* [TASK INSTRUCTIONS]:
Reproduce the listing below exactly. Pictures do not belong in the copy.
-=-=-=-=-
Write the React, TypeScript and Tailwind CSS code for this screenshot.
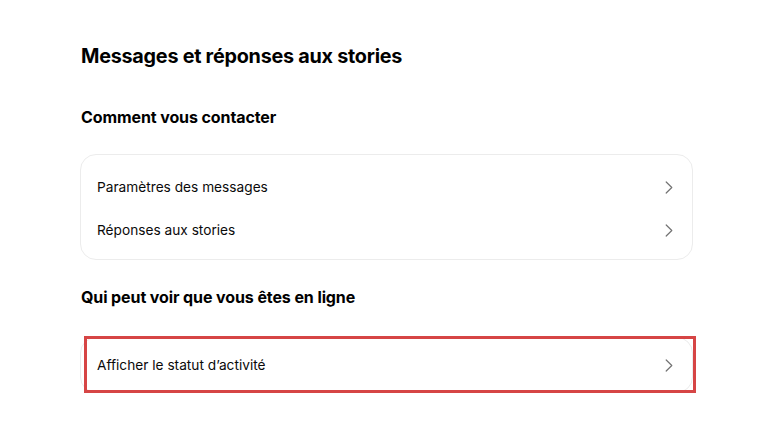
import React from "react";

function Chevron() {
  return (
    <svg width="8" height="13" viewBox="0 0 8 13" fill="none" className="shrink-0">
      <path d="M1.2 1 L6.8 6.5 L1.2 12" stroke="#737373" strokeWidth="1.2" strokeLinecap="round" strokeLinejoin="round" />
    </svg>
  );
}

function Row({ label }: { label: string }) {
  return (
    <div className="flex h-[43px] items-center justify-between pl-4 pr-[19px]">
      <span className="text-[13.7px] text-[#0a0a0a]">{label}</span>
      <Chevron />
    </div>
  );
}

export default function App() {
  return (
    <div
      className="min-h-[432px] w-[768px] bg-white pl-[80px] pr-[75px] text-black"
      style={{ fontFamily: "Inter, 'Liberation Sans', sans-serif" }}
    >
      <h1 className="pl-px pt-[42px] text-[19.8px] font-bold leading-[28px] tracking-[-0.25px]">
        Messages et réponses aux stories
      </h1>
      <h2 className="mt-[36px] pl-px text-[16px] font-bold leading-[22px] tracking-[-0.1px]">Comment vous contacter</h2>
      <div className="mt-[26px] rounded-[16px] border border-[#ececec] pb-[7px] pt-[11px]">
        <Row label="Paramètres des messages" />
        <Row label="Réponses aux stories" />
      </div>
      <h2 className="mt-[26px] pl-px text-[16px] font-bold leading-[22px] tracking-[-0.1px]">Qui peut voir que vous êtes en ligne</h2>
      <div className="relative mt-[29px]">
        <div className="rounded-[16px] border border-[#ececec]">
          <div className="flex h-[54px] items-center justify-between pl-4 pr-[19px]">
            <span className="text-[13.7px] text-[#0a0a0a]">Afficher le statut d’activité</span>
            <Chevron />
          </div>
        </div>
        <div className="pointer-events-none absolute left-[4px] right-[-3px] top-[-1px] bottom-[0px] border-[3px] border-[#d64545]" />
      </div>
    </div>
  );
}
-=-=-=-=-
* [THE ANSWER]:
Write the React, TypeScript and Tailwind CSS code for this screenshot.
import React from "react";

function Chevron() {
  return (
    <svg width="8" height="13" viewBox="0 0 8 13" fill="none" className="shrink-0">
      <path d="M1.2 1 L6.8 6.5 L1.2 12" stroke="#737373" strokeWidth="1.2" strokeLinecap="round" strokeLinejoin="round" />
    </svg>
  );
}

function Row({ label }: { label: string }) {
  return (
    <div className="flex h-[43px] items-center justify-between pl-4 pr-[19px]">
      <span className="text-[13.7px] text-[#0a0a0a]">{label}</span>
      <Chevron />
    </div>
  );
}

export default function App() {
  return (
    <div
      className="min-h-[432px] w-[768px] bg-white pl-[80px] pr-[75px] text-black"
      style={{ fontFamily: "Inter, 'Liberation Sans', sans-serif" }}
    >
      <h1 className="pl-px pt-[42px] text-[19.8px] font-bold leading-[28px] tracking-[-0.25px]">
        Messages et réponses aux stories
      </h1>
      <h2 className="mt-[36px] pl-px text-[16px] font-bold leading-[22px] tracking-[-0.1px]">Comment vous contacter</h2>
      <div className="mt-[26px] rounded-[16px] border border-[#ececec] pb-[7px] pt-[11px]">
        <Row label="Paramètres des messages" />
        <Row label="Réponses aux stories" />
      </div>
      <h2 className="mt-[26px] pl-px text-[16px] font-bold leading-[22px] tracking-[-0.1px]">Qui peut voir que vous êtes en ligne</h2>
      <div className="relative mt-[29px]">
        <div className="rounded-[16px] border border-[#ececec]">
          <div className="flex h-[54px] items-center justify-between pl-4 pr-[19px]">
            <span className="text-[13.7px] text-[#0a0a0a]">Afficher le statut d’activité</span>
            <Chevron />
          </div>
        </div>
        <div className="pointer-events-none absolute left-[4px] right-[-3px] top-[-1px] bottom-[0px] border-[3px] border-[#d64545]" />
      </div>
    </div>
  );
}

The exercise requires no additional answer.